Link Your Sites (LYS) Scripts: Automated Search of Protein Structures and Mapping of Sites Under Positive Selection Detected by PAML

The visualization of the molecular context of an amino acid mutation in a protein structure is crucial for the assessment of its functional impact and the understanding of its evolutionary implications. Currently, searches for fast evolving amino acid positions using codon substitution models like those implemented in PAML (Yang and Nielsen in Estimating synonymous and nonsynonymous substitution rates under realistic evolutionary models. Mol Biol Evol 17(1):32–43, 2000; Zhang et al. in Evaluation of an improved branch-site likelihood method for detecting positive selection at the molecular level. Mol Biol Evol 22(12):2472–2479, 2005) are done in almost complete proteomes, generating large numbers of candidate proteins making the analysis of individual protein structures and models very time-consuming.
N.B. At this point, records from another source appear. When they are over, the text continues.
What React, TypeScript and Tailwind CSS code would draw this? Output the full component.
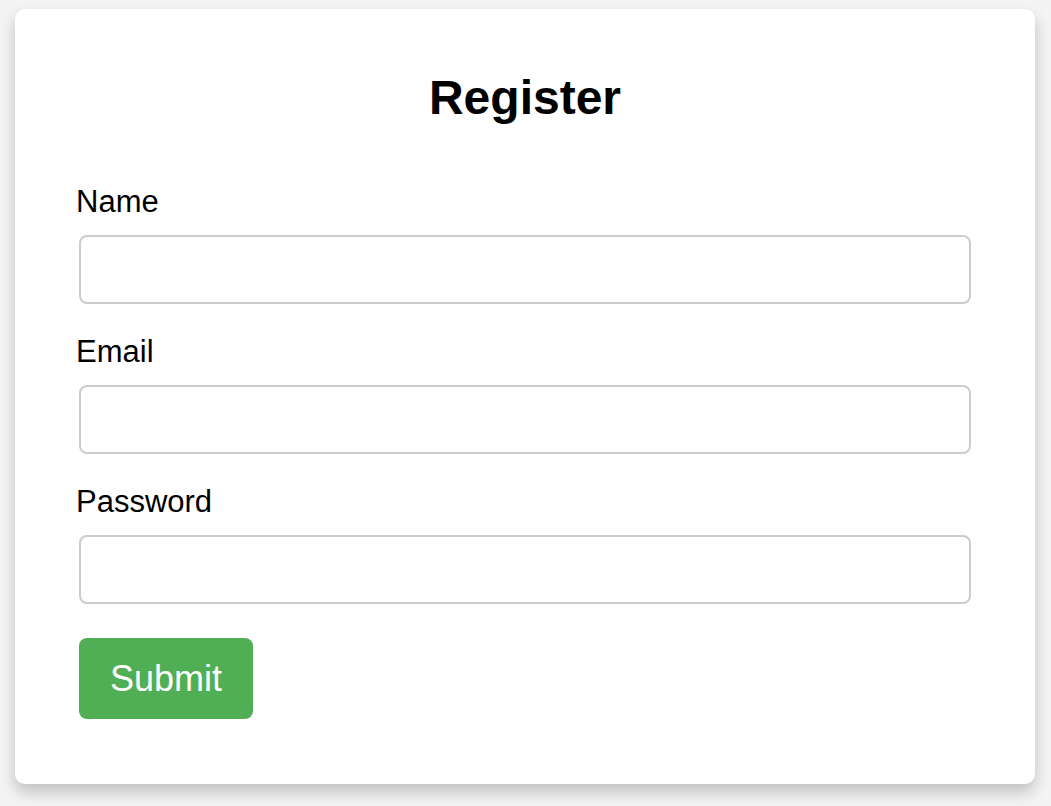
export default function App() {
  const fields = ['Name', 'Email', 'Password'];
  return (
    <div className="min-h-screen bg-[#f4f4f4] pt-[9px] pl-[15px] font-['Liberation_Sans',Arial,sans-serif] text-black">
      <div className="w-[1020px] h-[775px] bg-white rounded-[10px] shadow-[0_8px_16px_rgba(0,0,0,0.22)] px-[61px] pt-[62px]">
        <h2 className="text-center text-[48px] font-bold leading-[53px]">Register</h2>
        <form className="mt-[61px]" onSubmit={(e) => e.preventDefault()}>
          {fields.map((f) => (
            <div key={f} className="mb-[31px]">
              <label className="block text-[31px] leading-[33px]">{f}</label>
              <input
                type={f === 'Password' ? 'password' : f === 'Email' ? 'email' : 'text'}
                className="block mt-[17px] mx-[3px] w-[892px] h-[69px] border-2 border-[#cccccc] rounded-[8px] outline-none px-3 text-[29px]"
              />
            </div>
          ))}
          <button
            type="submit"
            className="mt-[3px] ml-[3px] h-[81px] px-[31px] bg-[#50af55] text-white text-[36px] rounded-[8px]"
          >
            Submit
          </button>
        </form>
      </div>
    </div>
  );
}
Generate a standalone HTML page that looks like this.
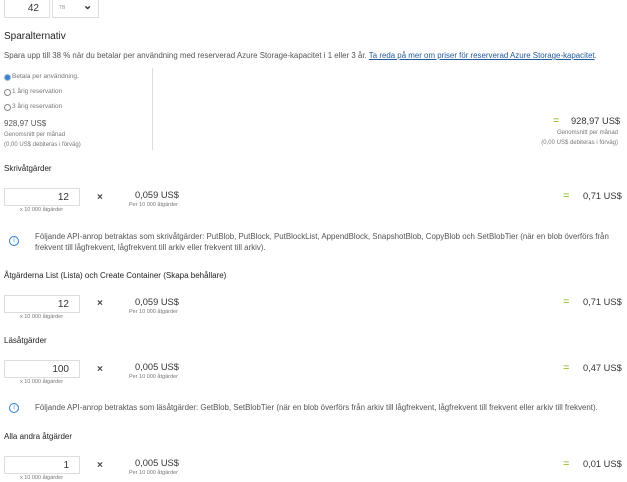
<!DOCTYPE html>
<html><head><meta charset="utf-8"><style>
body{margin:0;width:627px;height:479px;overflow:hidden;background:#fff;font-family:"Liberation Sans",sans-serif;color:#333;position:relative}
div,span{position:absolute;white-space:nowrap}
.s{font-size:6px;color:#777;line-height:8px}
.t{font-size:7.9px;color:#555;line-height:11px}
.h{font-size:8px;color:#222;line-height:10px}
.inp{border:1px solid #ddd;height:18px;width:76px;font-size:10px;line-height:18px;text-align:right;box-sizing:border-box;padding-right:10px;color:#333}
.eq{color:#7ab800;font-size:11px;line-height:12px}
.v{font-size:9.3px;line-height:12px;color:#333}
.x{font-size:10px;line-height:12px;color:#444;font-weight:bold}
.i{width:8px;height:8px;border:1px solid #2b7fd0;border-radius:50%;font-size:6px;line-height:8px;text-align:center;color:#2b7fd0}
.r{width:5px;height:5px;border:1px solid #888;border-radius:50%}
</style></head><body>
<div class="inp" style="left:4px;top:0;width:46px;height:18px;border-top:none">42</div>
<div style="left:52px;top:0;width:47px;height:18px;border:1px solid #ddd;border-top:none;box-sizing:border-box"><span style="left:6px;top:5px;font-size:5px;color:#999">TB</span><span style="left:30px;top:-2px;font-size:11px;line-height:16px;color:#333;font-weight:bold">&#8964;</span></div>
<div style="left:4px;top:31px;font-size:10px;line-height:12px;color:#222">Sparalternativ</div>
<div class="t" style="left:4px;top:50px">Spara upp till 38 % när du betalar per användning med reserverad Azure Storage-kapacitet i 1 eller 3 år. <span style="position:static;color:#245a9c;text-decoration:underline">Ta reda på mer om priser för reserverad Azure Storage-kapacitet</span>.</div>
<div style="left:4px;top:74px;width:5px;height:5px;border-radius:50%;background:#3b82d6;border:1px solid #9bc"></div>
<div class="s" style="left:12px;top:73px;font-size:6.5px">Betala per användning.</div>
<div class="r" style="left:4px;top:89px"></div><div class="s" style="left:12px;top:88px;font-size:6.5px">1 årig reservation</div>
<div class="r" style="left:4px;top:104px"></div><div class="s" style="left:12px;top:103px;font-size:6.5px">3 årig reservation</div>
<div style="left:4px;top:119px;font-size:8px;line-height:10px;color:#555">928,97 US$</div>
<div class="s" style="left:4px;top:131px">Genomsnitt per månad</div>
<div class="s" style="left:4px;top:141px">(0,00 US$ debiteras i förväg)</div>
<div style="left:152px;top:68px;width:1px;height:82px;background:#ddd"></div>
<div class="eq" style="left:553px;top:115px">=</div>
<div class="v" style="left:571px;top:115px">928,97 US$</div>
<div class="s" style="left:548px;top:129px;width:70px;text-align:right">Genomsnitt per månad</div>
<div class="s" style="left:500px;top:139px;width:118px;text-align:right">(0,00 US$ debiteras i förväg)</div>

<div class="h" style="left:4px;top:164px">Skrivåtgärder</div>
<div class="inp" style="left:4px;top:188px">12</div>
<div class="s" style="left:4px;top:206px;width:75px;text-align:center;font-size:5.5px">x 10 000 åtgärder</div>
<div class="x" style="left:97px;top:192px">×</div>
<div class="v" style="left:135px;top:189px">0,059 US$</div>
<div class="s" style="left:129px;top:201px;font-size:5.5px">Per 10 000 åtgärder</div>
<div class="eq" style="left:563px;top:190px">=</div>
<div class="v" style="left:583px;top:190px">0,71 US$</div>
<div class="i" style="left:9px;top:236px">i</div>
<div class="t" style="left:35px;top:231px">Följande API-anrop betraktas som skrivåtgärder: PutBlob, PutBlock, PutBlockList, AppendBlock, SnapshotBlob, CopyBlob och SetBlobTier (när en blob överförs från</div>
<div class="t" style="left:35px;top:242px">frekvent till lågfrekvent, lågfrekvent till arkiv eller frekvent till arkiv).</div>

<div class="h" style="left:4px;top:271px">Åtgärderna List (Lista) och Create Container (Skapa behållare)</div>
<div class="inp" style="left:4px;top:295px">12</div>
<div class="s" style="left:4px;top:313px;width:75px;text-align:center;font-size:5.5px">x 10 000 åtgärder</div>
<div class="x" style="left:97px;top:298px">×</div>
<div class="v" style="left:135px;top:296px">0,059 US$</div>
<div class="s" style="left:129px;top:308px;font-size:5.5px">Per 10 000 åtgärder</div>
<div class="eq" style="left:563px;top:296px">=</div>
<div class="v" style="left:583px;top:296px">0,71 US$</div>

<div class="h" style="left:4px;top:336px">Läsåtgärder</div>
<div class="inp" style="left:4px;top:360px">100</div>
<div class="s" style="left:4px;top:378px;width:75px;text-align:center;font-size:5.5px">x 10 000 åtgärder</div>
<div class="x" style="left:97px;top:364px">×</div>
<div class="v" style="left:135px;top:361px">0,005 US$</div>
<div class="s" style="left:129px;top:373px;font-size:5.5px">Per 10 000 åtgärder</div>
<div class="eq" style="left:563px;top:362px">=</div>
<div class="v" style="left:583px;top:362px">0,47 US$</div>
<div class="i" style="left:9px;top:403px">i</div>
<div class="t" style="left:35px;top:402px">Följande API-anrop betraktas som läsåtgärder: GetBlob, SetBlobTier (när en blob överförs från arkiv till lågfrekvent, lågfrekvent till frekvent eller arkiv till frekvent).</div>

<div class="h" style="left:4px;top:432px">Alla andra åtgärder</div>
<div class="inp" style="left:4px;top:456px">1</div>
<div class="s" style="left:4px;top:474px;width:75px;text-align:center;font-size:5.5px">x 10 000 åtgärder</div>
<div class="x" style="left:97px;top:460px">×</div>
<div class="v" style="left:135px;top:457px">0,005 US$</div>
<div class="s" style="left:129px;top:469px;font-size:5.5px">Per 10 000 åtgärder</div>
<div class="eq" style="left:563px;top:458px">=</div>
<div class="v" style="left:583px;top:458px">0,01 US$</div>
</body></html>
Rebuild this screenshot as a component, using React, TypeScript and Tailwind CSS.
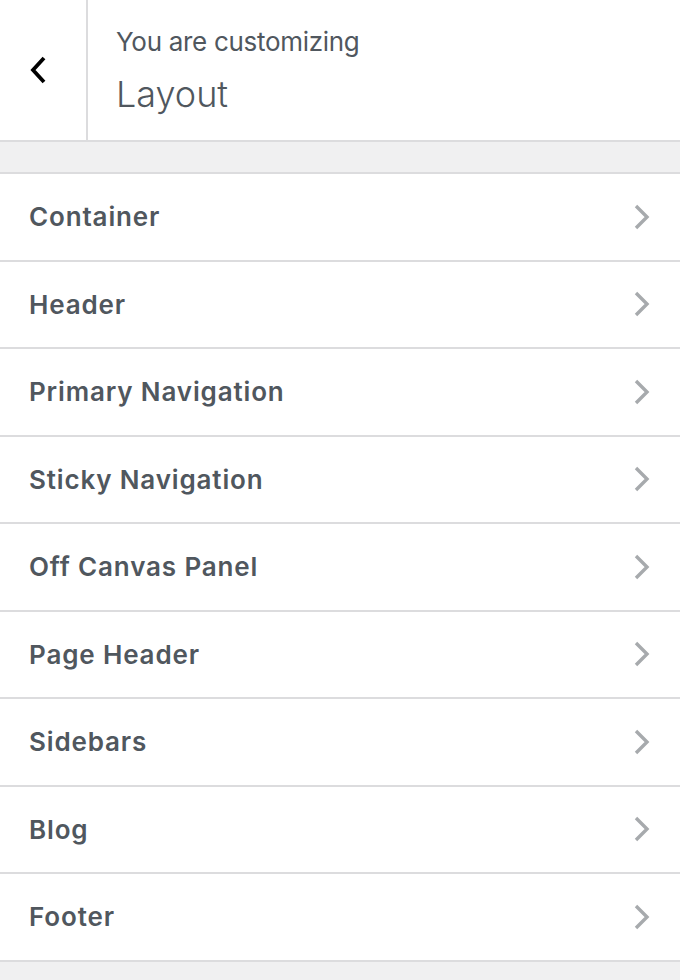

Here we present the package Link Your Sites (LYS) that can be used to reduce the number of analysed targets to those for which structural information can be retrieved. LYS con- sists of two python wrapper scripts, where the first one (i) mines the RCSB database (Berman et al. in The protein data bank. Nucleic Acids Res 28(1):235–242, 2000) using the BLAST alignment tool to find the best matching homologous sequences, (ii) fetches their domain positions by using Prosites (Hamelryck and Manderick in Pdb file parser and structure class implemented in python. Bioinformatics 19(17):2308–2310, 2003; Sigrist et al. in Prosite: a documented database using patterns and profiles as motif descriptors. Brief Bioinf 3(3):265–274, 2002; Sigrist et al. in New and continuing developments at prosite. Nucleic Acids Res 41(D1):D344–D347, 2012), (iii) parses the output of PAML extracting the positional information of fast-evolving sites and transforms them into the coordinate system of the protein structure, (iv) outputs one file per gene with the equivalence among the positions in the input sequence and homologous structure. The second script produces figures to be used in publica- tions highlighting the positively selected sites mapped on regions that are known to have functional relevance.